Opens Nov. 8 at Tower Theatre. (NR)—Scott Renshaw
Midway *1/2
Midway, directed by disaster flick auteur extraordinaire Roland Emmerich, reaches into the barrel of WWII battle stories and tries to present an exciting war-strategy movie that combines the gravitas of the subject’s seriousness with many, many explosions and air bomber close calls. Leading man Ed Skrein, doing his best generic East coast accent and Nicholas Hoult impression, heads this cast of big names (including Dennis Quaid and Woody Harrelson) who only have maybe five minutes each of total screen time.
Midway wants its audience to watch in awe and horror at the utter destruction of Pearl Harbor and various other battleships over the course of four years within two hours, but without any substance behind it. Emmerich relies on the target audiences being American, and as Americans, you should already have a sincere reverence for anything WWII-related. It’s a shallow attempt to prey on that reverence with outlandish CGI ’splosions and a troupe of white male lookalikes with accents seemingly pulled out of a hat. You’ll learn something about history after about six different rally-the-troops speeches, but all you’ll retain is how to aggressively extinguish lit cigarettes.

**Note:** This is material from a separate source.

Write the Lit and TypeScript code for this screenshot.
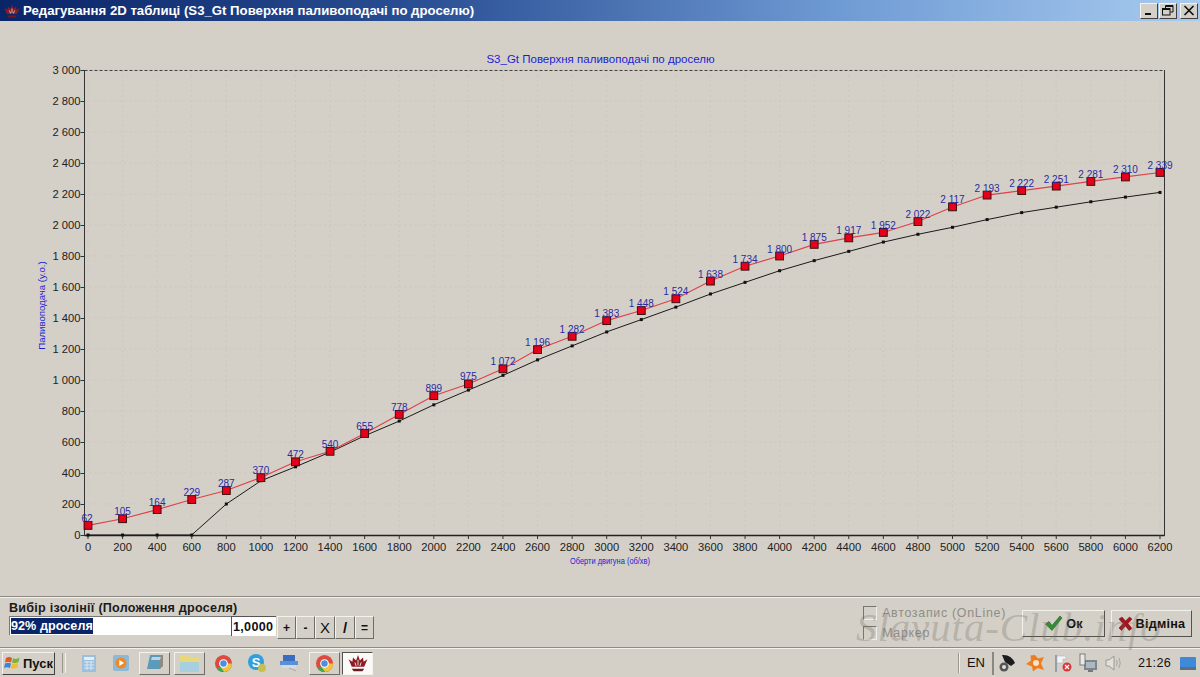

Opens Nov. 8 at theaters valleywide. (PG-13)—Rebecca Frost
Pain and Glory ***1/2
Neither one of Pedro Almodóvar’s lusty candy-colored romps nor one of his edgy psychodramas, this semi-autobiographical tale finds him operating in a more contemplative register that he wears beautifully. Antonio Banderas plays Salvador Mallo, a once-celebrated filmmaker now mostly retired as he deals with chronic pain after a back surgery. A reunion with the leading man from one of Salvador’s beloved films (Asier Etxeandia) after a long estrangement introduces Salvador to the numbing possibilities of heroin, even as he faces other unfinished business from his past. That stuff includes his relationship with his mother (played in flashback by Penélope Cruz), and Almodóvar crafts lovely scenes both of 10-year-old Salvador’s defining moments and the adult addiction that’s underplayed to a surprising and welcome degree. The anchor for it all is Banderas’ career-best performance, full of profound melancholy and a sense of being untethered without his creative outlet. Right up to Almodóvar’s perfectly-chosen final shot, Banderas conveys the need to make peace with the events that have shaped you, for a character where making art is the only way he knows to do that.
Opens Nov. 8 at Broadway Centre Cinemas. (R)—SR
Playing With Fire
(not reviewed)
A crew of tough-guy firefighters (led by John Cena) care for three rowdy youngsters.